[Entries with page source code]
---*---

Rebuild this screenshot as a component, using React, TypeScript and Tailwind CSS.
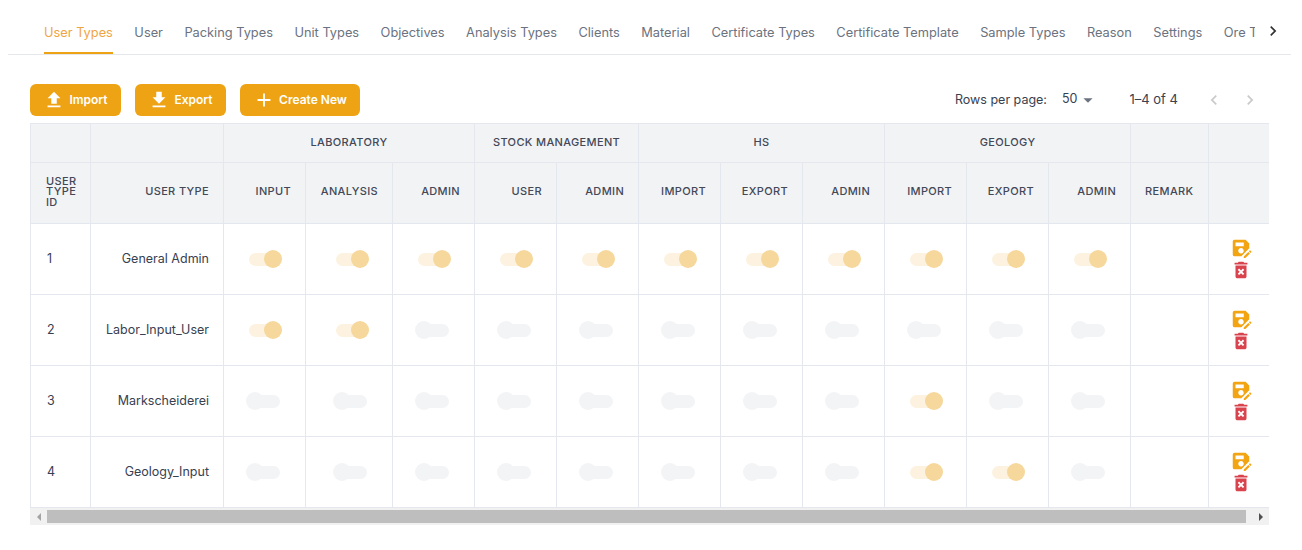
import React from "react";
import { MdFileUpload, MdFileDownload, MdAdd, MdSaveAs, MdDeleteForever, MdChevronLeft, MdChevronRight, MdArrowDropDown } from "react-icons/md";

const tabs = ["User Types", "User", "Packing Types", "Unit Types", "Objectives", "Analysis Types", "Clients", "Material", "Certificate Types", "Certificate Template", "Sample Types", "Reason", "Settings", "Ore Types"];
const widths = [60, 133, 82, 87, 82, 82, 82, 82, 82, 82, 82, 82, 82, 78, 80];
const subHeads = ["INPUT", "ANALYSIS", "ADMIN", "USER", "ADMIN", "IMPORT", "EXPORT", "ADMIN", "IMPORT", "EXPORT", "ADMIN"];
const rows: { id: number; name: string; on: number[] }[] = [
  { id: 1, name: "General Admin", on: [0, 1, 2, 3, 4, 5, 6, 7, 8, 9, 10] },
  { id: 2, name: "Labor_Input_User", on: [0, 1] },
  { id: 3, name: "Markscheiderei", on: [8] },
  { id: 4, name: "Geology_Input", on: [8, 9] },
];

function Toggle({ on }: { on: boolean }) {
  return (
    <span className="relative inline-block h-[18px] w-[36px] align-middle">
      <span className={`absolute left-[3px] top-[2.5px] h-[13px] w-[31px] rounded-full ${on ? "bg-[#fcf2df]" : "bg-[#f3f4f6]"}`} />
      <span className={`absolute top-0 h-[18px] w-[18px] rounded-full ${on ? "left-[18px] bg-[#f6d79c]" : "left-0 bg-[#f3f4f6]"}`} />
    </span>
  );
}

function Btn({ icon, label, w }: { icon: React.ReactNode; label: string; w: string }) {
  return (
    <button className={`flex h-8 items-center justify-center gap-[4px] rounded-md bg-[#eea315] text-[12px] font-semibold text-white ${w}`}>
      {icon}
      {label}
    </button>
  );
}

const th = "border border-[#e5e7ef] bg-[#f2f3f5] text-[11px] font-medium tracking-[0.35px] text-[#434857]";

export default function App() {
  return (
    <div className="h-[550px] w-[1302px] overflow-hidden bg-white font-['Inter',sans-serif]">
      <div className="mx-2 flex h-[55px] w-[1283px] items-start border-b border-[#e5e7eb]">
        <div className="ml-9 flex w-[1211px] gap-[21.5px] overflow-hidden">
          {tabs.map((t, i) => (
            <div
              key={t}
              className={`h-[54px] shrink-0 whitespace-nowrap border-b-2 pt-[25px] text-[12.8px] leading-4 ${i === 0 ? "border-[#eea315] text-[#f0a544]" : "border-transparent text-[#6b7280]"}`}
            >
              {t}
            </div>
          ))}
        </div>
        <MdChevronRight className="ml-[8px] mt-[21px] text-[#333]" size={20} />
      </div>

      <div className="mx-[30px] mt-[29px] flex h-8 items-center">
        <div className="flex gap-[14px]">
          <Btn w="w-[91px]" label="Import" icon={<MdFileUpload size={22} />} />
          <Btn w="w-[91px]" label="Export" icon={<MdFileDownload size={22} />} />
          <Btn w="w-[120px]" label="Create New" icon={<MdAdd size={22} />} />
        </div>
        <div className="ml-auto flex items-center text-[12.5px] text-[#374151]">
          <span>Rows per page:</span>
          <span className="mb-[2px] ml-[15px]">50</span>
          <MdArrowDropDown className="text-[#6b7280]" size={22} />
          <span className="ml-[30px] mr-[26px] text-[13px]">1–4 of 4</span>
          <MdChevronLeft className="text-[#c9c9c9]" size={20} />
          <MdChevronRight className="ml-[16px] mr-[12px] text-[#c9c9c9]" size={20} />
        </div>
      </div>

      <div className="ml-[30px] mt-[7px] w-[1239px]">
        <div className="w-full overflow-hidden">
          <table className="w-[1258px] table-fixed border-collapse">
            <colgroup>
              {widths.map((w, i) => (
                <col key={i} style={{ width: w }} />
              ))}
            </colgroup>
            <thead>
              <tr className="h-[39px]">
                <th className={th} />
                <th className={th} />
                <th className={`${th} pb-[2px]`} colSpan={3}>LABORATORY</th>
                <th className={`${th} pb-[2px]`} colSpan={2}>STOCK MANAGEMENT</th>
                <th className={`${th} pb-[2px]`} colSpan={3}>HS</th>
                <th className={`${th} pb-[2px]`} colSpan={3}>GEOLOGY</th>
                <th className={th} />
                <th className={th} />
              </tr>
              <tr className="h-[61px]">
                <th className={`${th} pb-[3px] pl-[15px] text-left leading-[10.5px]`}>USER<br />TYPE<br />ID</th>
                <th className={`${th} pb-[3px] pr-[14px] text-right`}>USER TYPE</th>
                {subHeads.map((h, i) => (
                  <th key={i} className={`${th} pb-[3px] pr-[14px] text-right`}>{h}</th>
                ))}
                <th className={`${th} pb-[3px] pl-[14px] text-left`}>REMARK</th>
                <th className={th} />
              </tr>
            </thead>
            <tbody>
              {rows.map((r) => (
                <tr key={r.id} className="h-[71px] text-[12.5px] text-[#374151]">
                  <td className="border border-[#e5e7ef] pl-[16px]">{r.id}</td>
                  <td className="border border-[#e5e7ef] pr-[14px] text-right">{r.name}</td>
                  {subHeads.map((_, i) => (
                    <td key={i} className="border border-[#e5e7ef] pr-[23px] text-right">
                      <Toggle on={r.on.includes(i)} />
                    </td>
                  ))}
                  <td className="border border-[#e5e7ef]" />
                  <td className="border border-[#e5e7ef]">
                    <div className="ml-[22px] flex w-[20px] flex-col items-center">
                      <MdSaveAs className="text-[#f2a413]" size={22} />
                      <MdDeleteForever className="text-[#d9434e]" size={22} />
                    </div>
                  </td>
                </tr>
              ))}
            </tbody>
          </table>
        </div>
        <div className="flex h-[17px] items-center bg-[#f1f1f1]">
          <div className="flex w-[17px] justify-center">
            <span className="h-0 w-0 border-y-[4px] border-r-[4px] border-y-transparent border-r-[#a3a3a3]" />
          </div>
          <div className="h-[13px] flex-1 bg-[#bebebe]" />
          <div className="ml-[6px] flex w-[17px] justify-center">
            <span className="h-0 w-0 border-y-[4px] border-l-[4px] border-y-transparent border-l-[#505050]" />
          </div>
        </div>
      </div>
    </div>
  );
}
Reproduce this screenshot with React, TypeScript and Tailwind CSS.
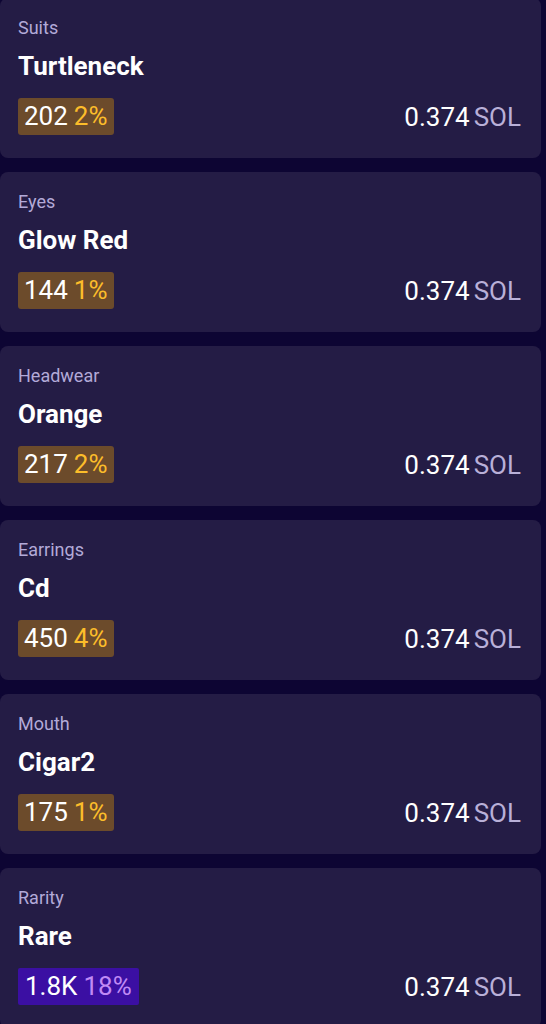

---*---

Write out exactly the opening lines of the data, stopping after the line that holds "MdChevronLeft, MdChevronRight, MdArrowDropDown". Exclude pictures.

▶ [COMPLETE RESPONSE]
Rebuild this screenshot as a component, using React, TypeScript and Tailwind CSS.
import React from "react";
import { MdFileUpload, MdFileDownload, MdAdd, MdSaveAs, MdDeleteForever, MdChevronLeft, MdChevronRight, MdArrowDropDown } from "react-icons/md";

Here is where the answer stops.